The whole reason I am having so much trouble getting my head around doing things the correct way is probably because I am trying to think of things simply when my use case is more complex than that.

A link is an url. The url is a property of an Article/BlogPosting. That much is known. What is a CollectionPage a collection of? Can a <div> be scoped as a WebPage?

A web page. Every web page is implicitly assumed to be declared to be of type WebPage, so the various properties about that webpage, such as breadcrumb may be used. We recommend explicit declaration if these properties are specified, but if they are found outside of an itemscope, they will be assumed to be about the page.
schema.org, WebPage

I am going to make an assumption that it is perfectly fine to have a WebPage within a WebPage (that is, after all, what some iframes are). It can also be assumed that unless a new scope has been defined for a child element, then the itemprop belongs to whatever parent itemtype has such a property.

For example, an url item property belongs to whatever Thing was defined in the closest parent/grandparent/etc. element because all Things can have an url property. ContentUrl in the above example, on the other hand, will belong to ImageObject (inherited property from MediaObject) and if no such itemtype is defined on the element or a parent element it will result in an error as ImageGallery/WebPage/etc. cannot have a ContentUrl property.
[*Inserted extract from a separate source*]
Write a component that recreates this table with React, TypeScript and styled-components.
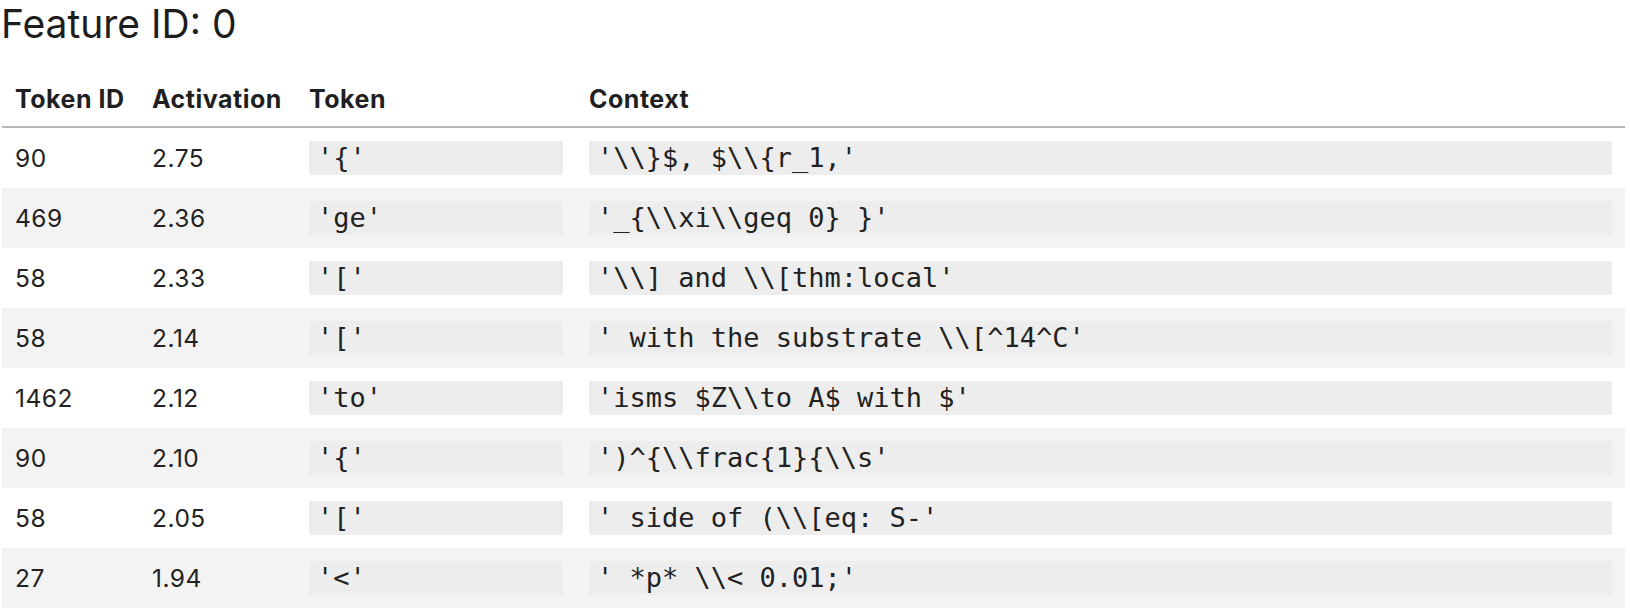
import React from 'react';
import styled, { createGlobalStyle } from 'styled-components';

const GlobalStyle = createGlobalStyle`
  html, body {
    margin: 0;
    padding: 0;
    background: #ffffff;
  }
  body {
    font-family: Inter, "Noto Sans", "Liberation Sans", sans-serif;
    color: #222222;
  }
`;

interface Row {
  id: number;
  activation: string;
  token: string;
  context: string;
}

const rows: Row[] = [
  { id: 90, activation: '2.75', token: "'{'", context: "'\\\\}$, $\\\\{r_1,'" },
  { id: 469, activation: '2.36', token: "'ge'", context: "'_{\\\\xi\\\\geq 0} }'" },
  { id: 58, activation: '2.33', token: "'['", context: "'\\\\] and \\\\[thm:local'" },
  { id: 58, activation: '2.14', token: "'['", context: "' with the substrate \\\\[^14^C'" },
  { id: 1462, activation: '2.12', token: "'to'", context: "'isms $Z\\\\to A$ with $'" },
  { id: 90, activation: '2.10', token: "'{'", context: "')^{\\\\frac{1}{\\\\s'" },
  { id: 58, activation: '2.05', token: "'['", context: "' side of (\\\\[eq: S-'" },
  { id: 27, activation: '1.94', token: "'<'", context: "' *p* \\\\< 0.01;'" },
];

const Page = styled.div`
  display: flex;
  flex-direction: column;
`;

const Title = styled.h2`
  margin: 0 0 0 1px;
  font-size: 39px;
  line-height: 48px;
  font-weight: 400;
  color: #1d1d1d;
`;

const Table = styled.div`
  margin: 18px 5px 0 2px;
  display: flex;
  flex-direction: column;
`;

const HeadRow = styled.div`
  display: grid;
  grid-template-columns: 137px 157px 280px 1fr;
  align-items: end;
  padding: 18px 0 12px;
  border-bottom: 2px solid #b9b9b9;
`;

const GridRow = styled.div<{ $striped?: boolean }>`
  display: grid;
  grid-template-columns: 137px 157px 280px 1fr;
  align-items: center;
  height: 60px;
  background: ${(p) => (p.$striped ? '#f3f3f3' : '#ffffff')};
`;

const HeadCell = styled.div`
  padding: 0 13px;
  font-size: 25px;
  line-height: 30px;
  font-weight: 700;
  letter-spacing: 0.5px;
  color: #1f1f1f;
  white-space: nowrap;
`;

const Cell = styled.div`
  padding: 0 13px;
  font-size: 24.5px;
  letter-spacing: 0.5px;
  color: #222222;
  white-space: nowrap;
`;

const Code = styled.div`
  height: 34px;
  line-height: 34px;
  padding: 0 8px;
  background: #ededed;
  font-family: "DejaVu Sans Mono", "Liberation Mono", monospace;
  font-size: 27px;
  letter-spacing: 0;
  color: #222222;
  white-space: pre;
  overflow: hidden;
`;

export default function App() {
  return (
    <Page>
      <GlobalStyle />
      <Title>Feature ID: 0</Title>
      <Table>
        <HeadRow>
          <HeadCell>Token ID</HeadCell>
          <HeadCell>Activation</HeadCell>
          <HeadCell>Token</HeadCell>
          <HeadCell>Context</HeadCell>
        </HeadRow>
        {rows.map((r, i) => (
          <GridRow key={i} $striped={i % 2 === 1}>
            <Cell>{r.id}</Cell>
            <Cell>{r.activation}</Cell>
            <Cell>
              <Code>{r.token}</Code>
            </Cell>
            <Cell>
              <Code>{r.context}</Code>
            </Cell>
          </GridRow>
        ))}
      </Table>
    </Page>
  );
}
Based on these assumptions, my /articles page shall look like the following:

body itemtype=WebPage
- section itemtype=CollectionPage
  - section itemtype=CollectionPage
    - list item itemtype=Article

The first-level section encompasses the entire page, whereas the second-level sections shall encompass each "tag" (e.g. Computing) section.

If a section were to have a longer amount of text, then it might become an <article> instead. Depending on whether or not the content were meatier than just a collection of links, it may also switch to an itemtype of Article, BlogPosting or similar. Were the list of links to be reformatted as paragraphs rather than a list, the second-level section would have similar modifications made.

The reason for the second-level CollectionPage is that microdata is about Things. As /articles/computing will become a page itself at a later time then it is obviously a self-contained thing that although belonging to /articles can be looked at as an individual item. Considering it has a heading and a description that is now rather obvious.

I think the most important thing to understand from this is What Am I Looking At? is both a simple and complex question, and you need to comprehend how microdata works to be able to say "That's What I'm Looking At!"

isPartOf CollectionPage

It now seems so simple. Each list item is to have an itemprop isPartOf making it part of the parent CollectionPage. Each section is to have an itemprop of isPartOf making it a part of the parent (page encompassing) CollectionPage.

After doing that, we can see that everything no longer looks disparate in Google Rich Snippets but rather looks interconnected. With the exception of the breadcrumbs and the rdfa-node, but that is to be expected because they are not part of the schema.org schemas.

I have added an itemprop of name to the <h2> tags so that the CollectionPages are named, and I think I am satisfied with how things are currently looking.